The other thing about Conversations with Friends is that all of the characters are a bit, well, too smart:
I concluded that some kinds of reality have an unrealistic effect, which made me think of the theorist Jean Baudrillard, though I had never read his books and these were probably not the issues his writing addressed.
This bit in the book follows an observation by Frances of something “real” (in this case, a shirt tag) intruding on something imagined (the play). Baudrillard was a post-structuralist, who argued that symbols have effectively replaced meaning in society and was also a big booster of his own work, which makes this a nice little reference to the author.

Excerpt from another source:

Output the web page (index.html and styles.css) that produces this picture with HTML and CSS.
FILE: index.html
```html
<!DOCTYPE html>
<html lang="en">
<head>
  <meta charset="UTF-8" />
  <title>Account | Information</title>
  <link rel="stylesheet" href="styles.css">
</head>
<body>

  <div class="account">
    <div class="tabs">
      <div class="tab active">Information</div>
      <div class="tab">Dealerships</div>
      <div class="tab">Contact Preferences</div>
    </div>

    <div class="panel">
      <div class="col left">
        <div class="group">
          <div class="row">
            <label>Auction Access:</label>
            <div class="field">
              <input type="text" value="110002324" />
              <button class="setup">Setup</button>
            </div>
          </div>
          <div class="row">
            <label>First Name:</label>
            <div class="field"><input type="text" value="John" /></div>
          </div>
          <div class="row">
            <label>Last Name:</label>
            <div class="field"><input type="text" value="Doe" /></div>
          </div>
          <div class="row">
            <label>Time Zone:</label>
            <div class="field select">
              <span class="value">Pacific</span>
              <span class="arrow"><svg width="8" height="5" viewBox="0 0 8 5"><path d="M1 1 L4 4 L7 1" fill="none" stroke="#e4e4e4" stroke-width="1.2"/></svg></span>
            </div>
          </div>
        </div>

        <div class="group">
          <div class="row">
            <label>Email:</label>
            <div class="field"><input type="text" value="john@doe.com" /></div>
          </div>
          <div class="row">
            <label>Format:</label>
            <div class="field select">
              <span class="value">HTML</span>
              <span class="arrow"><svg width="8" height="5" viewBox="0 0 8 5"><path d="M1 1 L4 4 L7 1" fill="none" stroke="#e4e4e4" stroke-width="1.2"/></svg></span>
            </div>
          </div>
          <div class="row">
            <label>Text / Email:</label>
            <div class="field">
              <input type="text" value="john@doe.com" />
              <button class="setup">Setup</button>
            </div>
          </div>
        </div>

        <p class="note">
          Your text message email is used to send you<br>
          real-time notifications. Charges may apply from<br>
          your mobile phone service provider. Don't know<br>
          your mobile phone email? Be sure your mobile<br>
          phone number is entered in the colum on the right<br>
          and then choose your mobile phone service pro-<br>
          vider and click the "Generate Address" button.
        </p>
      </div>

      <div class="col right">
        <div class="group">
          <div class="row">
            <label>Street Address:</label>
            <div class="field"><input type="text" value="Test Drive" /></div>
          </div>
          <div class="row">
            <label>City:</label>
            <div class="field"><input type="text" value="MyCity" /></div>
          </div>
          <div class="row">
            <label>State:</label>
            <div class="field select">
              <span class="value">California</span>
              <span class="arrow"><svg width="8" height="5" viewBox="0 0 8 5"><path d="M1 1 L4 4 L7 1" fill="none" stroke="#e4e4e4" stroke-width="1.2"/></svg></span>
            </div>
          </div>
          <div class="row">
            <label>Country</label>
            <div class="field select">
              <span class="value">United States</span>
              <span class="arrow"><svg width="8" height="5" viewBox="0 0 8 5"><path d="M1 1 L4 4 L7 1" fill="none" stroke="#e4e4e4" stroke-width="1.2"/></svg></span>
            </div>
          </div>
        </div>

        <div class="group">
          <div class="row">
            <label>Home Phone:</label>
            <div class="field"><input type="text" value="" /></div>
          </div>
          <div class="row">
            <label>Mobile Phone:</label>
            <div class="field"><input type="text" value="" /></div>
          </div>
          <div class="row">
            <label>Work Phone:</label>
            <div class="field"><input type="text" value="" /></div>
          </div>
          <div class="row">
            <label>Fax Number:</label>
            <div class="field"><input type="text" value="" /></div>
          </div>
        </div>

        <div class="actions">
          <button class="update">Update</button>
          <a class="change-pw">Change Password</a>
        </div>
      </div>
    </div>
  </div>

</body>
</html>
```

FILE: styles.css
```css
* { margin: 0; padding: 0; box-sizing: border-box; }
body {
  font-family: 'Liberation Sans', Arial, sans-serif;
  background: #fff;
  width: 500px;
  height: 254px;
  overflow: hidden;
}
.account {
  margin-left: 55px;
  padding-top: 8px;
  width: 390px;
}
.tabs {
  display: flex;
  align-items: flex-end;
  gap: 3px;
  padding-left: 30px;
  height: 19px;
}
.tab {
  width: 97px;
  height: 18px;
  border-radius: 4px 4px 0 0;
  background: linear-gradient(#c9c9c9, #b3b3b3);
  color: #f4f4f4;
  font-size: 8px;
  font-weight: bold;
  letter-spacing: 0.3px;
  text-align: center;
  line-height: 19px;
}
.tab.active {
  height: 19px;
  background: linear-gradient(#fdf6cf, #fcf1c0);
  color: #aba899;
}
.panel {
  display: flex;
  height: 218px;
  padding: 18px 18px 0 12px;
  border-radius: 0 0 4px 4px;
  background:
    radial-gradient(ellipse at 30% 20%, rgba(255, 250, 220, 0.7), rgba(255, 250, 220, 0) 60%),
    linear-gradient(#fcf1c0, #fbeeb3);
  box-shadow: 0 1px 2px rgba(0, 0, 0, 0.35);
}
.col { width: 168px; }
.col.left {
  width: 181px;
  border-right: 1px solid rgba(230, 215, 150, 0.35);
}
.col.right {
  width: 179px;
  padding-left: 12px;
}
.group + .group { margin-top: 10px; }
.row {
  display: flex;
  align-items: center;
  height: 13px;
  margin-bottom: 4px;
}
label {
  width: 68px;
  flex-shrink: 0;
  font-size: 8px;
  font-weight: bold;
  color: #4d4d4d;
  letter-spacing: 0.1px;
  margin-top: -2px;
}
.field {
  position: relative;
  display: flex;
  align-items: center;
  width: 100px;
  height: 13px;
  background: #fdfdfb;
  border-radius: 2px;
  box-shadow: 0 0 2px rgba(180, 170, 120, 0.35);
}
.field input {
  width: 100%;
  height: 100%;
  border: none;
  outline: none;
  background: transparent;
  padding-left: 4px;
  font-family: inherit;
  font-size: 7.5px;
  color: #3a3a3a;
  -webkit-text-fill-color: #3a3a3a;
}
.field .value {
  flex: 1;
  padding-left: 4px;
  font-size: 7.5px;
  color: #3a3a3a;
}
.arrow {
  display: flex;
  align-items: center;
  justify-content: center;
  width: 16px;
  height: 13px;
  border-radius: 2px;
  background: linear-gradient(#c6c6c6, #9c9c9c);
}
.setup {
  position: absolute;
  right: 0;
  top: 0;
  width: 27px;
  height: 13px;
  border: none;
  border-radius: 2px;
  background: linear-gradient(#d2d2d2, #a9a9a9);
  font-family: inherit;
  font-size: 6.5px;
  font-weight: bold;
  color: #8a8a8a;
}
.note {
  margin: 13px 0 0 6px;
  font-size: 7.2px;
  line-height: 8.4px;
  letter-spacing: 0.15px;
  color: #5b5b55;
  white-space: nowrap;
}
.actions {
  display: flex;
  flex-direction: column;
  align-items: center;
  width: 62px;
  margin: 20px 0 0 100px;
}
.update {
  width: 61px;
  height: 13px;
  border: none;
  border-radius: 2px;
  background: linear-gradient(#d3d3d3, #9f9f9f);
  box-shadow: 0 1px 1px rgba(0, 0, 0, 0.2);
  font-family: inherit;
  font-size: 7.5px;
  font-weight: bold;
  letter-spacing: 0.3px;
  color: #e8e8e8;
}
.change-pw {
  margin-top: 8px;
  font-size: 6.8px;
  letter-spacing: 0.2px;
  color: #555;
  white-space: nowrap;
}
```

A few pages later (Roony doesn’t use quotation marks to denote speakers):
How’s your mother holding up?
Oh it’s migraine season again. We’re all tiptoeing around like fucking Trappist monks. How was the play?
This is exemplary of a wider trend: it seems like Frances and Bobbi are unable to have a conversation without someone saying something smart like this. In comparison to, for example, the Neapolitan Novels, it can just feel a bit overbearing.